Отвечая на анкету студентки театроведческого факультета, он пишет, что главное, чем должен обладать актёр, это хорошие мозги. Ему виднее, конечно. Но мне всегда казалось, что талантливый актёр может легко обойтись и небольшим количеством серого вещества, что ум - это роскошь, усложняющая и без того трудную актёрскую жизнь. Актёр - человек подневольный, а ум - синоним независимости и сильно развитого чувства собственного достоинства. Не оттого ли "трудной" казалась Раневская, "трудным" и плохо управляемым считали Олега Борисова, который отовсюду уходил: сперва из киевского русского театра, потом из товстоноговского БДТ, потом из ефремовского МХАТа? Впрочем, бывали случаи, когда он умел и хотел стать чистым листом, или, как он сам говорил, грудным младенцем, новичком, заново осваивающим азы профессии.

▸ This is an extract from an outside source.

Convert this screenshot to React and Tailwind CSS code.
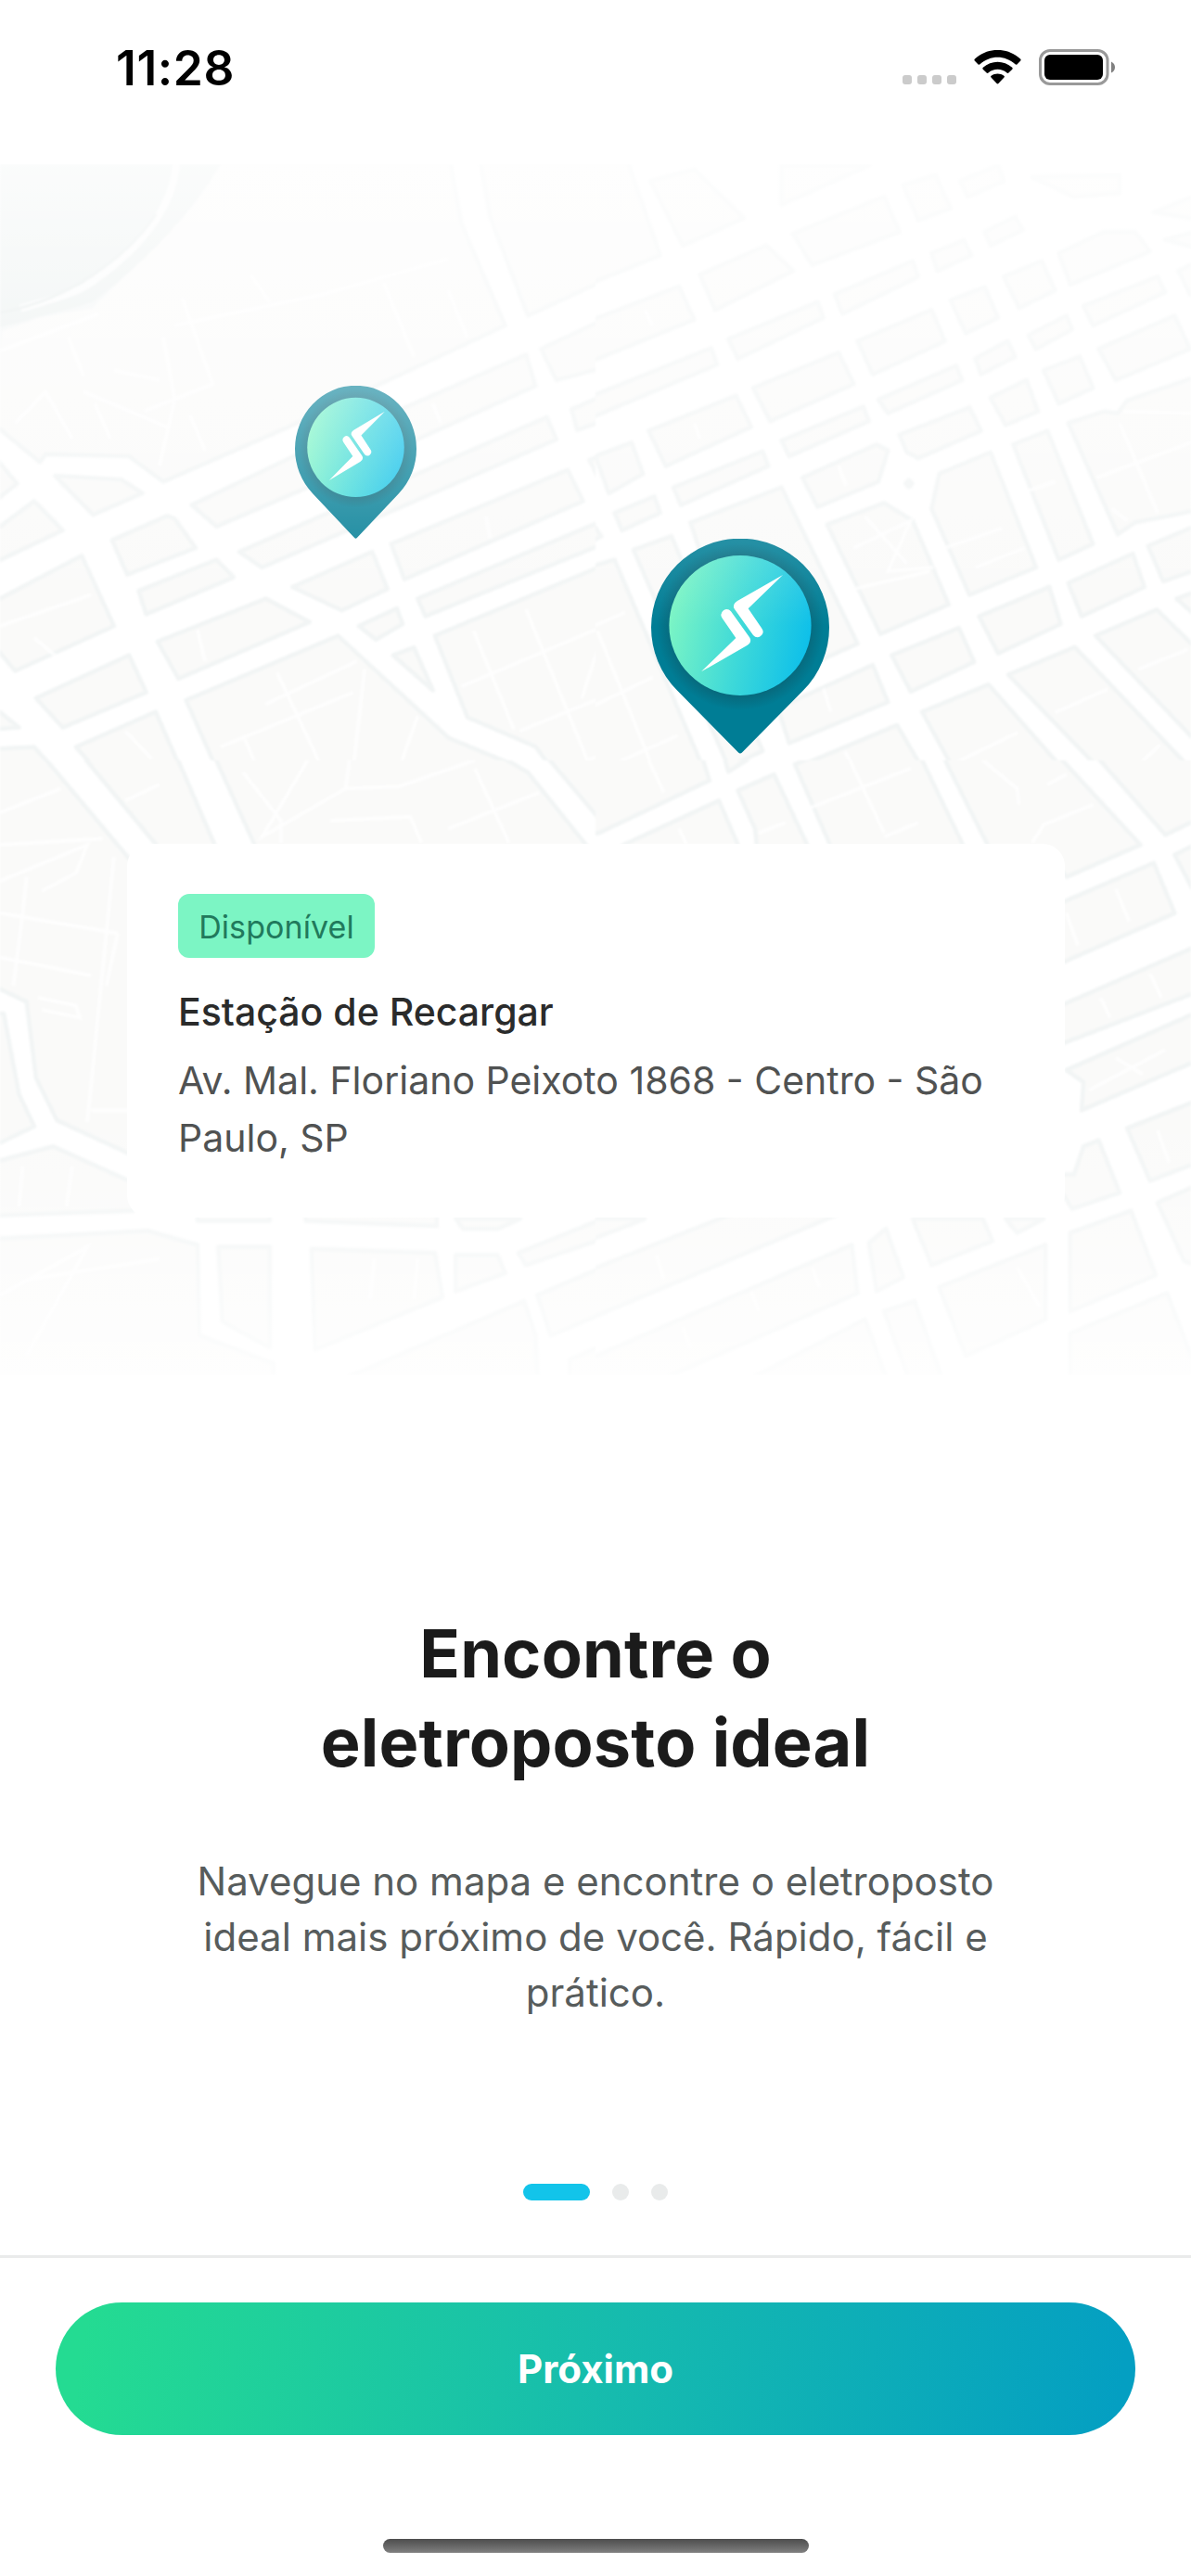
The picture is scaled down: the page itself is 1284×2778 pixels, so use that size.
const quadrants = [
  {
    id: 'nw', x: 0, y: -7, width: 642, height: 660,
    blocks: [
      '0,440 100,405 240,380 440,190 600,-20 1180,-20 1215,170 1330,430 760,690 430,830 340,765 120,760 105,780 -20,680',
      '1260,-20 1290,150 1390,405 1600,310 1600,-20',
      '1425,490 1600,410 1600,535 1465,570',
      '505,890 780,762 1385,505 1410,585 1000,765 570,945',
      '295,980 440,918 460,925 515,1000 335,1068',
      '630,1010 1440,665 1465,722 690,1050',
      '365,1110 570,1030 615,1075 385,1170',
      '1030,990 1495,800 1535,880 1065,1080',
      '770,1100 980,1010 1020,1105 900,1160',
      '1100,1130 1600,925 1600,985 1120,1175',
      '945,1200 1045,1155 1060,1195 990,1235',
      '1505,645 1600,605 1600,670 1520,698',
      '1552,775 1600,755 1600,825 1580,830',
      '145,815 320,825 375,860 245,915',
      '-20,760 45,835 -20,885',
      '90,880 165,955 -20,1040 -20,960',
      '-20,1140 215,1020 300,1200 40,1315 -20,1245',
      '95,1385 340,1275 385,1370 165,1460',
      '415,1240 700,1130 815,1190 470,1335',
      '490,1390 890,1225 1182,1487 1377,1566 1420,1620 595,1620',
      '1145,1225 1600,1040 1600,1620 1495,1620 1410,1509 1231,1434',
      '1035,1275 1090,1255 1140,1365',
      '200,1510 410,1420 500,1620 300,1620',
      '-20,1405 50,1460 -20,1465',
      '-20,1515 90,1510 190,1620 -20,1620',
    ],
    lanes:
      'M0 495L260 400M180 460L220 560M430 460L460 620L420 790M300 545L420 570M480 360L560 580L380 650M220 600L440 690M460 430L850 350L1180 260M1010 320L1090 510M1180 340L1230 460M660 300L710 370M40 680L120 600L190 720M250 630L290 720M500 660L540 750M1280 920L1290 975M1140 630L1160 680M0 1200L240 1120M90 1230L150 1280M520 1210L540 1290M700 1400L940 1290M730 1320L850 1568M580 1510L930 1370M960 1310L930 1568M1050 1568L1100 1430M1247 1212L1353 1465M1385 1157L1560 1576M1215 1355L1581 1204M1369 1469L1638 1362M1581 1236L1532 1386M1420 1600L1568 1535M330 1470L400 1540M640 1480L680 1568',
  },
  {
    id: 'ne', x: 642, y: -7, width: 642, height: 660,
    blocks: [
      '-20,-20 75,-20 95,40 170,250 -20,325',
      '145,60 260,30 390,155 230,225',
      '490,20 720,20 490,120',
      '520,195 760,100 800,190 570,275',
      '810,70 895,45 935,130 850,160',
      '960,60 1060,20 1075,60 980,100',
      '1150,50 1380,45 1380,90 1260,100',
      '1470,140 1600,90 1600,160',
      '1500,210 1600,185 1600,235',
      '1535,290 1600,260 1600,350 1565,350',
      '275,300 450,225 520,290 315,390',
      '-20,420 220,330 260,415 -20,525',
      '630,350 835,265 850,305 650,400',
      '885,245 970,212 990,250 900,290',
      '1025,190 1105,152 1125,185 1040,225',
      '350,465 585,370 600,410 375,515',
      '-20,615 305,488 320,530 -20,670',
      '690,470 885,390 920,470 730,555',
      '935,365 1025,332 1060,410 975,450',
      '1075,305 1175,265 1210,340 1115,385',
      '1220,245 1340,190 1420,190 1460,240 1250,325',
      '1285,380 1480,305 1500,345 1310,430',
      '1140,455 1240,405 1255,440 1160,490',
      '1000,515 1085,470 1105,510 1015,555',
      '1325,490 1525,405 1565,490 1370,570',
      '415,590 640,500 680,580 460,675',
      '745,620 950,533 965,570 770,655',
      '1180,545 1275,510 1310,590 1220,630',
      '1040,615 1135,570 1165,650 1080,685',
      '490,725 705,638 720,675 510,765',
      '140,700 370,610 410,690 185,790',
      '800,710 985,640 1015,700 850,770 820,755',
      '205,845 440,753 455,790 225,890',
      '545,820 740,735 770,750 745,830 585,895',
      '0,765 95,730 125,810 35,860',
      '50,910 155,868 170,910 70,955',
      '-20,920 15,970 -20,990',
      '250,935 490,845 690,1245 400,1370',
      '100,1005 200,970 440,1520 350,1560',
      '-20,1050 50,1030 308,1620 -20,1620',
      '610,940 760,885 835,930 930,1145 750,1220',
      '905,810 1040,755 1160,1050 985,1120 885,900',
      '825,826 834,835 825,844 816,835',
      '1100,735 1190,700 1310,990 1220,1030',
      '1245,680 1340,650 1375,655 1400,622 1600,555 1600,900 1420,935 1375,965',
      '1010,1175 1195,1100 1225,1195 1060,1270',
      '1245,1090 1415,1015 1445,1100 1280,1175',
      '1455,995 1600,935 1600,1050 1495,1085',
      '780,1275 957,1205 997,1292 830,1368',
      '1317,1225 1478,1158 1600,1275 1600,1515',
      '1530,1130 1600,1105 1600,1190',
      '1087,1325 1262,1254 1620,1620 1380,1620',
      '860,1420 1035,1350 1279,1620 973,1620',
      '480,1410 730,1300 770,1395 510,1500',
      '530,1562 794,1454 894,1620 557,1620',
    ],
    lanes:
      'M130 390L150 430M260 680L275 720M640 790L660 840M600 1360L620 1420M680 1000L830 930L770 1060L890 1050M710 920L820 1040M660 1110L880 1060M920 1000L1070 950M1000 1050L1130 1000M1120 860L1210 830M1380 680L1480 910M1320 820L1568 730M1360 900L1400 930M-142 1260L78 1165M5 1212L176 1624M-60 1430L151 1331M-60 1600L216 1481M1210 1422L1348 1362M1380 1600L1486 1505M1429 1311L1560 1260M941 1553L1112 1473M656 1521L713 1616M1390 650L1568 655',
  },
  {
    id: 'sw', x: 0, y: 643, width: 642, height: 680,
    blocks: [
      '-20,-20 105,-20 345,250 345,980 150,895 95,790 70,600 -20,560',
      '210,-20 460,-20 570,220 420,220',
      '560,-20 1300,-20 1390,30 1560,230 680,230',
      '1430,-20 1600,-20 1600,170',
      '-20,630 10,630 50,830 90,910 -20,960',
      '-20,1000 140,960 350,1050 350,1120 -20,1132',
      '-20,1190 390,1170 520,1205 525,1430 720,1500 720,1620 -20,1620',
      '575,1210 710,1210 710,1460 585,1395',
      '820,1215 1145,1225 1165,1335 830,1465',
      '1200,1230 1310,1230 1330,1275 1200,1320',
      '1365,1225 1600,1135 1600,1185 1385,1255',
      '520,1100 710,1100 710,1145 520,1145',
      '805,1100 1150,1100 1150,1158 805,1145',
      '1200,1140 1370,1140 1310,1165 1220,1165',
      '1415,1330 1600,1255 1600,1370 1450,1430',
      '1500,1490 1600,1450 1600,1620 1500,1620',
      '900,1540 1380,1345 1410,1430 1420,1620 900,1620',
    ],
    lanes:
      'M0 130L160 70M0 210L270 195M0 300L230 210L200 280L110 325M70 290L60 380L35 560M0 380L310 430M0 490L240 535M300 240L230 900M310 430L280 560M100 590L200 610L210 640L110 620M240 870H340M330 100L420 60M640 30L740 150V205M810 0L690 190L910 70L920 0M910 70L1050 65L1250 0M870 150L1080 140L1110 205M1250 20L1340 205M1180 170L1420 80M60 1010L50 1110M190 1010L175 1110M0 1330L230 1210L70 1480M80 1290L420 1240M985 1240L975 1340M1100 1240L1090 1340',
  },
  {
    id: 'se', x: 642, y: 643, width: 642, height: 680,
    blocks: [
      '-20,-20 277,-20 300,50 10,180 -20,185',
      '335,-20 430,-20 350,28',
      '70,212 325,100 375,210 375,260 70,260',
      '375,75 470,35 560,215 425,215 420,170',
      '525,10 600,-20 850,-20 970,215 620,215',
      '910,-20 1210,-20 1435,210 1240,290 1200,230 1035,215',
      '1310,-20 1600,-20 1600,140 1500,185',
      '1525,235 1600,200 1600,370',
      '1200,365 1470,255 1525,380 1200,515',
      '1200,620 1600,455 1600,570 1200,715',
      '1240,770 1600,620 1600,740 1280,870 1285,800',
      '1400,915 1600,840 1600,995 1460,1045',
      '1285,960 1325,945 1380,1075 1255,1115 1200,1030 1260,1030',
      '1480,1100 1600,1050 1600,1260 1550,1245',
      '1250,1175 1410,1120 1475,1280 1250,1370',
      '1250,1425 1505,1325 1600,1560 1600,1620 1250,1620',
      '905,1310 1185,1205 1185,1390 975,1480',
      '835,1140 1020,1140 1045,1195 885,1255',
      '1080,1140 1180,1140 1110,1175',
      '720,1200 765,1165 810,1285 740,1320',
      '-20,1270 380,1120 660,1120 -20,1390',
      '-20,1490 675,1205 690,1325 100,1570 -20,1600',
      '280,1600 710,1390 790,1600',
      '760,1370 840,1345 910,1530 830,1550',
      '-20,1140 130,1140 -20,1195',
    ],
    lanes:
      'M140 0L180 80M220 170L240 210M430 180L500 155M560 120L830 20M670 0L760 180M760 190L850 155M1020 0L1110 70L1115 110M1150 205L1180 160L1310 110M1190 60L1240 35M1370 320L1405 400M1240 380L1270 460M1460 530L1490 590M1330 590L1355 640M1300 820L1500 720M1370 740L1440 780M1480 920L1510 1000M160 1230L180 1290M570 1260L590 1310M1110 1260L1170 1360M410 1320L430 1370M230 1410L250 1460',
  },
];

function StreetMap() {
  return (
    <svg className="absolute inset-0 h-full w-full blur-[1.2px]" viewBox="0 0 1284 1306">
      {quadrants.map(({ id, x, y, width, height, blocks, lanes }) => (
        <svg
          key={id}
          x={x}
          y={y}
          width={width}
          height={height}
          viewBox="0 0 1568 1568"
          preserveAspectRatio="none"
        >
          <rect width="1568" height="1568" fill="#fff" />
          <g fill="#fafaf9" stroke="#f2f5f5" strokeWidth="11" strokeLinejoin="round">
            {blocks.map((points) => (
              <polygon key={points} points={points} />
            ))}
          </g>
          <path d={lanes} fill="none" stroke="#fff" strokeOpacity=".75" strokeWidth="9" />
        </svg>
      ))}
      {/* water */}
      <path d="M0 -4H240C215 42 165 100 98 150L45 164L0 176Z" fill="#e9efee" />
      <path d="M190 0C186 48 150 94 90 133C66 145 30 152 22 156" fill="none" stroke="#fbfcfc" strokeWidth="8" />
      <path d="M0 160C80 146 142 94 168 54" fill="none" stroke="#e3eae9" strokeWidth="3" />
    </svg>
  );
}

function Pin({ id, className }) {
  return (
    <svg className={className} viewBox="0 0 192 232" preserveAspectRatio="none">
      <defs>
        <linearGradient id={`${id}-fill`} x1="0" y1=".4" x2="1" y2=".6">
          <stop offset="0" stopColor="#7cf5c4" />
          <stop offset=".5" stopColor="#40dad8" />
          <stop offset="1" stopColor="#0dbfea" />
        </linearGradient>
        <radialGradient id={`${id}-shade`}>
          <stop offset=".84" stopColor="#0b5f70" stopOpacity=".6" />
          <stop offset="1" stopColor="#0b5f70" stopOpacity="0" />
        </radialGradient>
      </defs>
      <path d="M28 163.5A96 96 0 1 1 164 163.5L98 230.5Q96 232.5 94 230.5Z" fill="#007d95" />
      <circle cx="96" cy="95" r="90" fill={`url(#${id}-shade)`} />
      <ellipse cx="96" cy="93.5" rx="76.6" ry="75.4" fill={`url(#${id}-fill)`} />
      <g transform="translate(-22 -21) scale(.33333)" fill="#fff">
        <path d="M492 180L345 264Q326 276 336 291L396 375Q407 387 420 378Q434 367 424 353L380 289Z" />
        <path d="M228 493L375 409Q394 397 384 382L324 298Q313 286 300 295Q286 306 296 320L340 384Z" />
      </g>
    </svg>
  );
}

function StatusBar() {
  return (
    <header className="flex h-[177px] items-start justify-between pl-[125px] pr-[81px] pt-[53px]">
      <span className="text-[51.500px] font-semibold leading-[40px] tracking-[0.600px] text-black">11:28</span>
      <div className="flex items-start">
        <div className="mt-[28px] flex gap-[6px]">
          {[0, 1, 2, 3].map((i) => (
            <span key={i} className="h-[10px] w-[10px] rounded-[3px] bg-[#cbcbcb]" />
          ))}
        </div>
        <svg className="ml-[19px] mt-px h-[38px] w-[51px]" viewBox="0 0 51 38">
          <path d="M1 11.8Q-.2 10.7 1 9.6C15-3.4 36-3.4 50 9.6Q51.200 10.7 50 11.800L46.400 15.4Q45.500 16.200 44.500 15.300C33.500 5.300 17.500 5.300 6.500 15.300Q5.500 16.200 4.600 15.400Z" />
          <path d="M9.700 20.700Q8.700 19.700 9.800 18.700C18.700 10.700 32.300 10.700 41.200 18.700Q42.300 19.700 41.300 20.700L37.400 24.500Q36.500 25.400 35.500 24.500C29.800 19.600 21.200 19.600 15.500 24.500Q14.500 25.400 13.600 24.500Z" />
          <path d="M18.500 29.500Q17.500 28.500 18.600 27.700C22.600 24.600 28.400 24.600 32.400 27.700Q33.500 28.500 32.500 29.500L26.400 36Q25.500 36.900 24.600 36Z" />
        </svg>
        <svg className="ml-[19px] h-[39px] w-[83px]" viewBox="0 0 83 39">
          <rect x="1.500" y="1.500" width="72.500" height="36" rx="10.500" fill="none" stroke="#999" strokeWidth="3" />
          <rect x="6" y="6" width="63" height="27" rx="6" />
          <path d="M78 13.500Q82 15.500 82 19.500T78 25.500Z" fill="#808080" />
        </svg>
      </div>
    </header>
  );
}

function StationCard() {
  return (
    <div className="absolute left-[137px] top-[733px] h-[403px] w-[1011px] rounded-[24px] bg-white pl-[55px] pt-[54px]">
      <span className="flex h-[69px] w-[212px] items-center justify-center rounded-[12px] bg-[#7cf5c4] pt-[3px] text-[34px] leading-none tracking-[0.1px] text-[#21795c]">
        Disponível
      </span>
      <h2 className="mt-[28px] text-[41px] font-medium leading-[60px] text-[#2a2b2b]">Estação de Recargar</h2>
      <p className="mt-[14px] w-[900px] text-[41px] leading-[61.500px] text-[#505252]">
        Av. Mal. Floriano Peixoto 1868 - Centro - São
        <br />
        Paulo, SP
      </p>
    </div>
  );
}

export default function App() {
  return (
    <div className="flex h-[2778px] w-[1284px] flex-col overflow-hidden bg-white font-['Inter',sans-serif]">
      <StatusBar />

      <section className="relative h-[1306px] overflow-hidden">
        <StreetMap />
        <Pin id="far" className="absolute left-[318px] top-[239px] h-[165px] w-[131px]" />
        <Pin id="near" className="absolute left-[702px] top-[404px] h-[232px] w-[192px]" />
        <div className="absolute inset-x-0 top-0 h-[498px] bg-linear-to-b from-white/80 to-white/0" />
        <div className="absolute inset-x-0 bottom-0 h-[290px] bg-linear-to-t from-white/80 to-white/0" />
        <StationCard />
      </section>

      <main className="flex h-[949px] flex-col items-center pt-[252px] text-center">
        <h1 className="text-[72px] font-bold leading-[96px] tracking-[0.150px] text-[#1b1b1b]">
          Encontre o
          <br />
          eletroposto ideal
        </h1>
        <p className="mt-[72px] text-[42px] leading-[60px] text-[#575c5c]">
          Navegue no mapa e encontre o eletroposto
          <br />
          ideal mais próximo de você. Rápido, fácil e
          <br />
          prático.
        </p>
        <div className="mt-auto mb-[59px] flex gap-[24px]">
          <span className="h-[18px] w-[72px] rounded-full bg-[#12c4ea]" />
          <span className="h-[18px] w-[18px] rounded-full bg-[#e9ebeb]" />
          <span className="h-[18px] w-[18px] rounded-full bg-[#e9ebeb]" />
        </div>
      </main>

      <footer className="flex flex-1 flex-col items-center border-t-[3px] border-[#eaebeb] px-[60px] pt-[48px]">
        <button className="h-[143px] w-full rounded-full bg-[linear-gradient(98deg,#24db92_3%,#16bbae_52%,#049fc2_98%)] text-[42px] font-bold text-white">
          Próximo
        </button>
        <div className="mt-auto mb-[25px] h-[15px] w-[459px] rounded-full bg-linear-to-b from-[#4d4d4d] to-[#808080]" />
      </footer>
    </div>
  );
}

Такое случилось, когда он в 80-ом году репетировал "Кроткую" у Льва Додина: "Я полностью иду в его руки. Кажется, впервые в жизни". Однако его независимость и свободолюбие никуда не делись, и уже на следующей странице он пишет: "Будут отношения учителя и ученика... . Причём, неожиданно эти функции могут зеркально поменяться - ему не будет стыдно слушать меня". Описание работы над "Кроткой" - одно из самых ярких мест книги. Это - поток сознания, наплывы памяти, полёт фантазии, цитаты из Достоевского вперемежку с размышлениями о человеческой гордыне и ремесле актёра. "С опозданием думаю, что лучше было бы выбрать другую профессию например, профессию сочинителя, имеющего своё "подполье". Единоличника, погружённого в Я... Писать и не думать, как надо это играть, и надо ли вовсе..., а в самом процессе - НЕТ ПОСТОРОННИХ!" Но рассказывая несколькими страницами позже о прогоне "Кроткой", Борисов сетует на то, что ему мешали играть... пустые кресла. "Какой-то тормоз срабатывает, неловко "раздеваться", когда так мало народу". Не присутствие, а отсутствие посторонних лишало его вдохновения. Потому что он актёр, чем и интересен. Причём актёр, наделённый множеством разнообразных талантов: абсолютным слухом, зорким глазом, чувством слова (достаточно прочесть его записи о Мравинском и Юдиной), юмором и обострённым чувством жизни.